A man who was frightened of dentists delayed seeing one until he only had six teeth left in his mouth. The dentist examined him and said, 'These teeth are finished. Let me do some root canal work, implants and all those other things I do, and you'll have a complete new set of choppers. You'll look beautiful and you won't have any more problems chewing.'
The man was dubious. 'I'm a physical coward. I can't stand pain.'
'Who said anything about pain? I'm a painless dentist!'
'You say so, but how do I know if it's true?'
'Not to worry,' the dentist said. 'I did a job exactly like this for another man. I'll give you his name and you can phone him right now. Ask if I caused him any pain.'
So the man telephoned George Kaplan in Brooklyn, 'Mr. Kaplan,' he said, 'my name is Al Goldstein. You don't know me, but I'm with your dentist and he says he did a big job on your teeth. Is that correct?'
'It is correct,' Kaplan agreed.
'OK,' said Goldstein. 'Now I want you to tell me the honest truth.

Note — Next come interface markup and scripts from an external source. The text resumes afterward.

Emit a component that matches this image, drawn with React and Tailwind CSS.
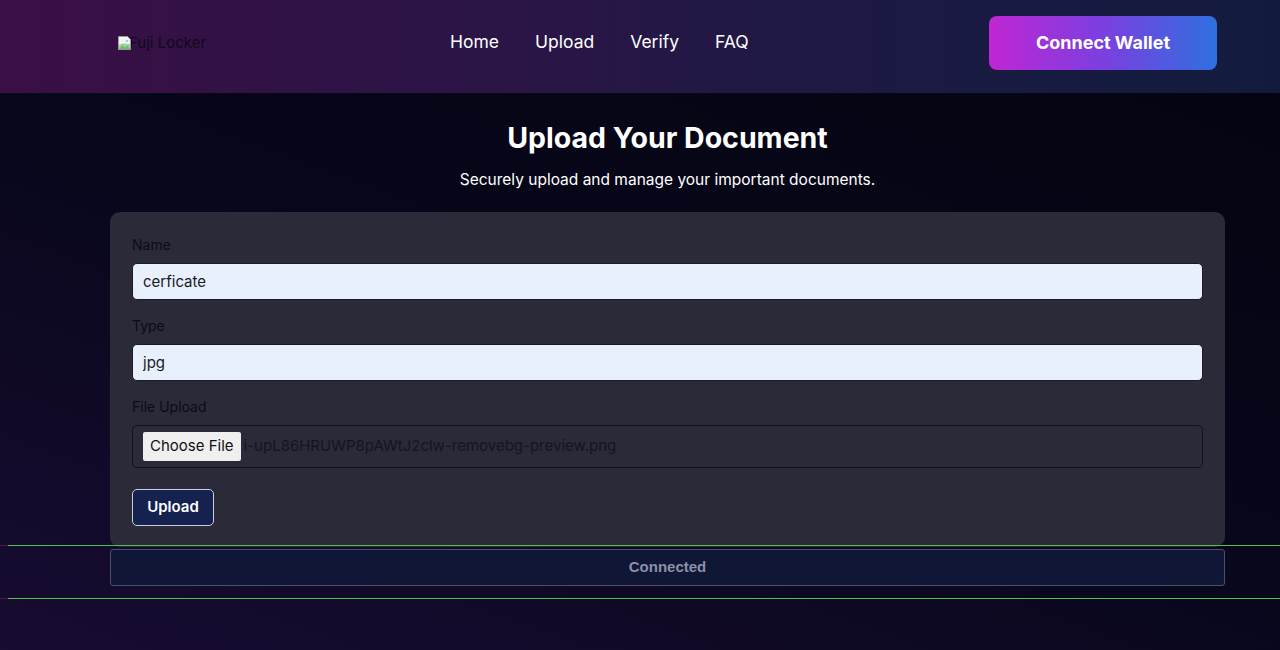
import { useState } from 'react'

const font = { fontFamily: 'Inter, "Noto Sans", sans-serif' }

function BrokenImage() {
  return (
    <svg width="16" height="16" viewBox="0 0 16 16" className="absolute left-0 top-0">
      <path d="M1.5 1.5h9l3 3v10h-12z" fill="#f4f4f4" stroke="#9a9a9a" />
      <path d="M2 14l3.5-4 2.5 2.5 2-2 3.5 3.5z" fill="#4caf50" />
      <path d="M2 10c2-1.5 5-2 11-1v5H2z" fill="#7cc576" opacity="0.7" />
      <circle cx="10" cy="6" r="1.3" fill="#9ecbf2" />
    </svg>
  )
}

function Field({ label, value, onChange }) {
  return (
    <div className="flex flex-col">
      <label className="mb-[9px] text-[14px] leading-[18px] text-[#0c0c14]">{label}</label>
      <input
        value={value}
        onChange={(e) => onChange(e.target.value)}
        className="h-[37px] w-full rounded-[5px] border border-[#1b1b26] bg-[#e8f0fe] px-[10px] text-[15px] text-[#1a1a1a] outline-none"
      />
    </div>
  )
}

function GuideLine() {
  return (
    <div className="flex h-px w-full">
      <div className="w-2 bg-[#5a1a2a]" />
      <div className="flex-1 bg-[#4fc14f]" />
    </div>
  )
}

export default function App() {
  const [name, setName] = useState('cerficate')
  const [type, setType] = useState('jpg')

  return (
    <div
      className="flex min-h-[650px] w-full flex-col bg-[linear-gradient(20deg,#180c32_0%,#08071c_45%,#03040f_100%)] text-white"
      style={font}
    >
      <header className="flex h-[93px] items-center justify-between bg-[linear-gradient(90deg,#3a0f45_0%,#2a1546_40%,#1b1a44_70%,#121b3d_100%)] pb-[8px] pl-[117px] pr-[63px]">
        <div className="relative w-[200px] text-[15px] leading-4 text-[#0e0a1c]">
          <BrokenImage />
          <span className="pl-[12px]">Fuji Locker</span>
        </div>
        <nav className="ml-[133px] flex items-center gap-[36px] text-[17.5px] text-white">
          <a>Home</a>
          <a>Upload</a>
          <a>Verify</a>
          <a>FAQ</a>
        </nav>
        <button className="ml-auto h-[54px] w-[228px] rounded-[8px] bg-[linear-gradient(90deg,#c026d3_0%,#7b3fe0_50%,#2f6fe0_100%)] text-[18px] font-bold text-white">
          Connect Wallet
        </button>
      </header>

      <main className="flex flex-col items-center pl-[55px]">
        <h1 className="mt-[24px] text-[28.5px] font-bold leading-[42px]">Upload Your Document</h1>
        <p className="mt-[11px] text-[15.5px] leading-5">Securely upload and manage your important documents.</p>

        <div className="mt-[22px] flex w-[1115px] flex-col gap-[17px] rounded-[10px] bg-[#2a2a38] px-[22px] pb-[21px] pt-[24px]">
          <Field label="Name" value={name} onChange={setName} />
          <Field label="Type" value={type} onChange={setType} />
          <div className="flex flex-col">
            <label className="mb-[9px] text-[14px] leading-[18px] text-[#0c0c14]">File Upload</label>
            <div className="flex h-[43px] items-center rounded-[5px] border border-[#111118] px-[10px]">
              <span className="rounded-[2px] bg-[#efefef] px-[7px] py-[3px] text-[15px] text-[#111]">Choose File</span>
              <span className="ml-[3px] text-[15px] text-[#15151d]">i-upL86HRUWP8pAWtJ2clw-removebg-preview.png</span>
            </div>
          </div>
          <div className="pt-[4px]">
            <button className="h-[37px] w-[82px] rounded-[5px] border border-[#c9cde0] bg-[#15224f] text-[15px] font-semibold text-white">
              Upload
            </button>
          </div>
        </div>
      </main>

      <div className="relative z-10 -mt-[2px]">
        <GuideLine />
        <div className="flex justify-center pb-[12px] pl-[55px] pt-[3px]">
          <div
            className="flex h-[37px] w-[1115px] items-center justify-center rounded-[3px] border border-[#4b5068] bg-[#0f1636] text-[15px] font-bold text-[#8b90a6]"
            style={{ fontFamily: '"Liberation Sans", Arial, sans-serif' }}
          >
            Connected
          </div>
        </div>
        <GuideLine />
      </div>
    </div>
  )
}
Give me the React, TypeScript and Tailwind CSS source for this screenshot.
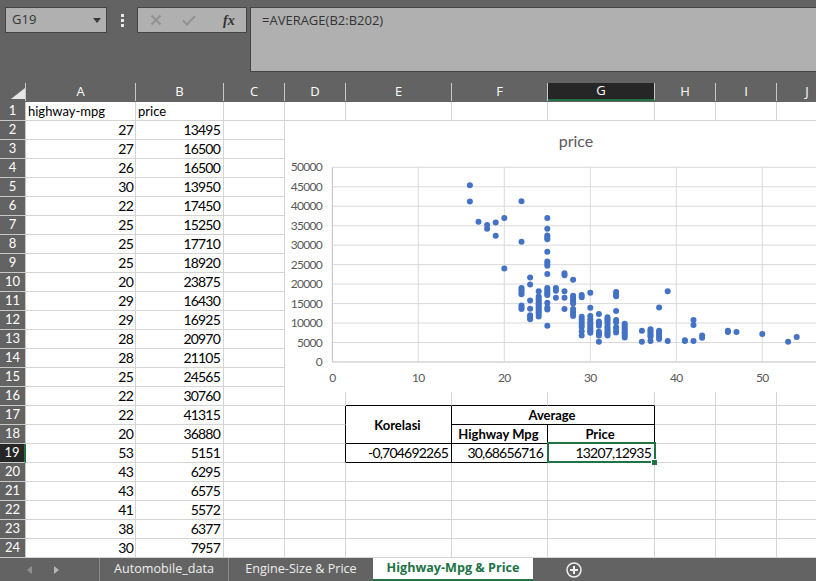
import React from "react";

const COLS = ["A", "B", "C", "D", "E", "F", "G", "H", "I", "J"];
const WIDTHS = [110, 88, 61, 61, 106, 96, 107, 61, 61, 61];

const DATA: [string | number, string | number][] = [
  ["highway-mpg", "price"], [27, 13495], [27, 16500], [26, 16500], [30, 13950], [22, 17450],
  [25, 15250], [25, 17710], [25, 18920], [20, 23875], [29, 16430], [29, 16925], [28, 20970],
  [28, 21105], [25, 24565], [22, 30760], [22, 41315], [20, 36880], [53, 5151], [43, 6295],
  [43, 6575], [41, 5572], [38, 6377], [30, 7957],
];

// mpg -> prices, read off the scatter plot
const POINTS: [number, number[]][] = [
  [16, [45400, 41200]], [17, [36000]], [18, [35200, 34200]], [19, [35800, 32400]], [20, [37000, 24000]],
  [22, [41300, 30900, 19000, 18500, 18000, 17400, 14500, 14000, 13600]],
  [23, [21700, 19900, 15800, 13700, 12000, 11500, 11000]],
  [24, [18200, 16800, 16300, 15800, 15300, 14800, 14300, 13800, 13300, 12800, 12300, 11700]],
  [25, [37000, 34200, 32500, 32000, 31500, 28300, 25800, 25200, 24700, 22600, 19000, 18500, 18000, 17500, 17200, 15200, 14000, 13500, 9300]],
  [26, [19000, 18300, 16500]], [27, [22800, 22300, 18200, 16500, 13600]],
  [28, [21100, 17000, 16500, 16000, 15500, 15000, 13600, 12900, 12300, 11800]],
  [29, [17200, 16600, 11600, 10900, 10200, 9500, 9000, 7900, 6800]],
  [30, [17800, 13900, 11800, 11000, 10300, 9800, 9300, 8800, 8300, 7900, 7500]],
  [31, [12300, 10400, 9900, 9300, 7800, 7300, 6800, 5200]],
  [32, [11500, 11000, 10500, 9900, 9100, 8600, 8100, 7600, 7200, 6800]],
  [33, [18000, 17400, 16900, 13100, 10800, 10200, 8900, 8200, 7600]],
  [34, [9800, 9300, 8800, 8300, 7800, 7300, 6800, 6300]],
  [36, [8000, 5200]], [37, [8400, 7900, 7400, 6900, 6500, 5400]], [38, [14000, 8000, 7500, 7000, 6400, 5900]],
  [39, [18200, 5400]], [41, [5600, 5400]], [42, [10800, 9500, 5400]], [43, [6800, 6250]],
  [46, [8000, 7700]], [47, [7700]], [50, [7200]], [53, [5200]], [54, [6400]],
];

const px = (mpg: number) => 47.3 + mpg * 8.6;
const py = (price: number) => 241 - (price * 194.7) / 50000;

function Chart() {
  const yTicks = [0, 5000, 10000, 15000, 20000, 25000, 30000, 35000, 40000, 45000, 50000];
  const xTicks = [0, 10, 20, 30, 40, 50];
  return (
    <div className="absolute left-[285px] top-[121px] h-[271px] w-[531px] bg-white">
      <svg width="531" height="271" className="block">
        <text x="291" y="26" textAnchor="middle" fontSize="16" fill="#595959" fontFamily="Lato, sans-serif">price</text>
        {yTicks.map((t) => (
          <g key={t}>
            <line x1={px(0)} x2="531" y1={py(t)} y2={py(t)} stroke={t === 0 ? "#bfbfbf" : "#d9d9d9"} />
            <text x="37" y={py(t) + 4} textAnchor="end" fontSize="12" letterSpacing="-0.7" fill="#595959" fontFamily="Lato, sans-serif">{t}</text>
          </g>
        ))}
        {xTicks.map((t) => (
          <g key={t}>
            <line x1={px(t)} x2={px(t)} y1={py(50000)} y2={py(0)} stroke={t === 0 ? "#bfbfbf" : "#d9d9d9"} />
            <text x={px(t)} y="261" textAnchor="middle" fontSize="12" letterSpacing="-0.7" fill="#595959" fontFamily="Lato, sans-serif">{t}</text>
          </g>
        ))}
        {POINTS.flatMap(([m, prices]) =>
          prices.map((p) => <circle key={`${m}-${p}`} cx={px(m)} cy={py(p)} r="3" fill="#4472c4" />)
        )}
      </svg>
    </div>
  );
}

function FormulaBar() {
  return (
    <div className="flex h-[83px] items-start pl-[5px] pt-[7px]">
      <div className="flex h-[26px] w-[102px] items-center justify-between border border-[#444444] bg-[#b0b0b0] pl-[6px] pr-[5px] font-['Open_Sans',sans-serif] text-[13px] text-[#333333]">
        G19
        <svg width="8" height="5" viewBox="0 0 8 5"><path d="M0 0h8L4 5z" fill="#3a3a3a" /></svg>
      </div>
      <div className="flex h-[26px] w-[30px] flex-col items-center justify-center gap-[2px]">
        <span className="h-[3px] w-[3px] bg-[#e8e8e8]" />
        <span className="h-[3px] w-[3px] bg-[#e8e8e8]" />
        <span className="h-[3px] w-[3px] bg-[#e8e8e8]" />
      </div>
      <div className="flex h-[26px] w-[110px] items-center border border-[#444444] bg-[#b0b0b0]">
        <svg width="12" height="12" viewBox="0 0 12 12" className="ml-[12px]"><path d="M1.5 1.5l9 9M10.5 1.5l-9 9" stroke="#929292" strokeWidth="2" /></svg>
        <svg width="14" height="12" viewBox="0 0 14 12" className="ml-[20px]"><path d="M1 6.5l4 4L13 2" fill="none" stroke="#929292" strokeWidth="2" /></svg>
        <span className="ml-[27px] font-['Liberation_Serif',serif] text-[14px] font-bold italic text-[#333333]">fx</span>
      </div>
      <div className="ml-[3px] h-[65px] flex-1 border-y border-l border-[#444444] bg-[#b0b0b0] pl-[11px] pt-[3px] font-['Open_Sans',sans-serif] text-[13px] leading-[18px] text-[#333333]">
        =AVERAGE(B2:B202)
      </div>
    </div>
  );
}

function HeaderRow() {
  return (
    <div className="flex h-[19px] pb-[1px]">
      <div className="relative w-[26px] shrink-0 border-r border-[#c8c8c8]">
        <svg width="14" height="11" viewBox="0 0 14 11" className="absolute left-[11px] top-[5px]"><path d="M14 0v11H0z" fill="#e6e6e6" /></svg>
      </div>
      {COLS.map((c, i) => (
        <div
          key={c}
          style={{ width: WIDTHS[i] }}
          className={`flex shrink-0 items-center justify-center border-r border-[#c8c8c8] text-[13px] text-white ${c === "G" ? "border-b-2 border-b-[#217346] bg-[#262626]" : ""}`}
        >
          {c}
        </div>
      ))}
    </div>
  );
}

function Cell({ className = "", ...rest }: React.TdHTMLAttributes<HTMLTableCellElement>) {
  return <td {...rest} className={`overflow-visible border-r border-b border-[#d4d4d4] p-0 pl-[2px] whitespace-nowrap ${className}`} />;
}

function Sheet() {
  const headCls = "border-r-black border-b-black pr-[4px] text-center font-bold";
  return (
    <table className="table-fixed border-separate border-spacing-0 font-['Lato',sans-serif] text-[13px] leading-[18px] text-black" style={{ width: 778 }}>
      <colgroup>
        {WIDTHS.map((w, i) => <col key={i} style={{ width: w }} />)}
      </colgroup>
      <tbody>
        {DATA.map(([a, b], i) => {
          const row = i + 1;
          const num = typeof a === "number";
          const numCls = "text-right text-[14px] tracking-[-0.8px]";
          return (
            <tr key={row} className="h-[19px]">
              <Cell className={num ? `${numCls} pr-[2px]` : ""}>{a}</Cell>
              <Cell className={num ? `${numCls} pr-[3px]` : ""}>{b}</Cell>
              <Cell />
              <Cell className={row >= 17 && row <= 19 ? "border-r-black" : ""} />
              {row === 17 ? (
                <>
                  <Cell rowSpan={2} className={headCls}>Korelasi</Cell>
                  <Cell colSpan={2} className={headCls}>Average</Cell>
                </>
              ) : row === 18 ? (
                <>
                  <Cell className={headCls}>Highway Mpg</Cell>
                  <Cell className={headCls}>Price</Cell>
                </>
              ) : row === 19 ? (
                <>
                  <Cell className={`border-r-black border-b-black pr-[3px] ${numCls}`}>-0,704692265</Cell>
                  <Cell className={`border-r-black border-b-black pr-[4px] ${numCls}`}>30,68656716</Cell>
                  <Cell className={`relative border-r-black border-b-black pr-[3px] ${numCls}`}>
                    13207,12935
                    <span className="absolute -left-[1px] -top-[2px] h-[21px] w-[109px] border-2 border-[#217346]" />
                    <span className="absolute -bottom-[3px] -right-[3px] h-[6px] w-[6px] border-l border-t border-white bg-[#217346]" />
                  </Cell>
                </>
              ) : (
                <>
                  <Cell className={row === 16 ? "border-b-black" : ""} />
                  <Cell className={row === 16 ? "border-b-black" : ""} />
                  <Cell className={row === 16 ? "border-b-black" : ""} />
                </>
              )}
              <Cell />
              <Cell />
              <Cell />
            </tr>
          );
        })}
      </tbody>
    </table>
  );
}

function TabBar() {
  return (
    <div className="flex h-[23px] items-stretch font-['Open_Sans',sans-serif] text-[12.6px] text-[#eeeeee]">
      <div className="flex w-[100px] items-center border-r border-[#8a8a8a] pl-[27px]">
        <svg width="5" height="8" viewBox="0 0 5 8"><path d="M5 0v8L0 4z" fill="#8f8f8f" /></svg>
        <svg width="5" height="8" viewBox="0 0 5 8" className="ml-[22px]"><path d="M0 0v8l5-4z" fill="#b5b5b5" /></svg>
      </div>
      <div className="flex w-[129px] items-center justify-center border-r border-[#8a8a8a]">Automobile_data</div>
      <div className="flex w-[144px] items-center justify-center">Engine-Size &amp; Price</div>
      <div className="flex w-[160px] items-center justify-center border-b-2 border-[#217346] bg-white font-bold text-[#217346]">Highway-Mpg &amp; Price</div>
      <div className="flex w-[82px] items-center justify-center">
        <svg width="16" height="16" viewBox="0 0 16 16">
          <circle cx="8" cy="8" r="7" fill="none" stroke="#f0f0f0" strokeWidth="1.5" />
          <path d="M8 4v8M4 8h8" stroke="#f0f0f0" strokeWidth="2" />
        </svg>
      </div>
    </div>
  );
}

export default function App() {
  return (
    <div className="relative h-[581px] w-[816px] overflow-hidden bg-[#636363]">
      <FormulaBar />
      <div className="w-[900px] font-['Open_Sans',sans-serif]">
        <HeaderRow />
      </div>
      <div className="relative h-[456px] overflow-hidden">
        <div className="flex w-[900px]">
          <div className="w-[26px] shrink-0">
            {DATA.map((_, i) => (
              <div
                key={i}
                className={`flex h-[19px] items-center justify-center border-b border-b-[#c8c8c8] font-['Lato',sans-serif] text-[13px] text-white ${
                  i === 18 ? "border-r-2 border-r-[#217346] bg-[#262626]" : "border-r border-r-[#c8c8c8]"
                }`}
              >
                {i + 1}
              </div>
            ))}
          </div>
          <div className="bg-white">
            <Sheet />
          </div>
        </div>
      </div>
      <Chart />
      <TabBar />
    </div>
  );
}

Did it hurt? Tell me, yes or no?'
'A "yes" or "no" I can't give you,' said Kaplan. 'But I can give you a "for instance". Every Sunday I go rowing in Prospect Park.'
'So?' said Goldstein.
'So,' said Kaplan, 'our dentist finished with me in December. Now it's June and it's Sunday, and as usual I'm in my boat on the Prospect Park lake. Suddenly, one of the oars slips away. When I reach over to grab it, my balls get caught in the oarlock. Would you believe it, Mr. Goldstein, it was the first time in six months that my teeth didn't hurt!'
That's what the theory of relativity is.
--
Hah-Ha! *impersonates Nelson Muntz*
Comments (3)
deep! O_O
Posted by mike w. | March 26, 2009 12:08 AM
Posted on March 26, 2009 00:08
Quite coincidental. Just had my dental appointment today. Luckily no root canal work, implants, or cavaties.
Posted by Steven | March 25, 2009 7:37 PM
Posted on March 25, 2009 19:37
Oh yeah, each to his own, eh? Definitely relative. I'm not sure which end I'd rather have hurting.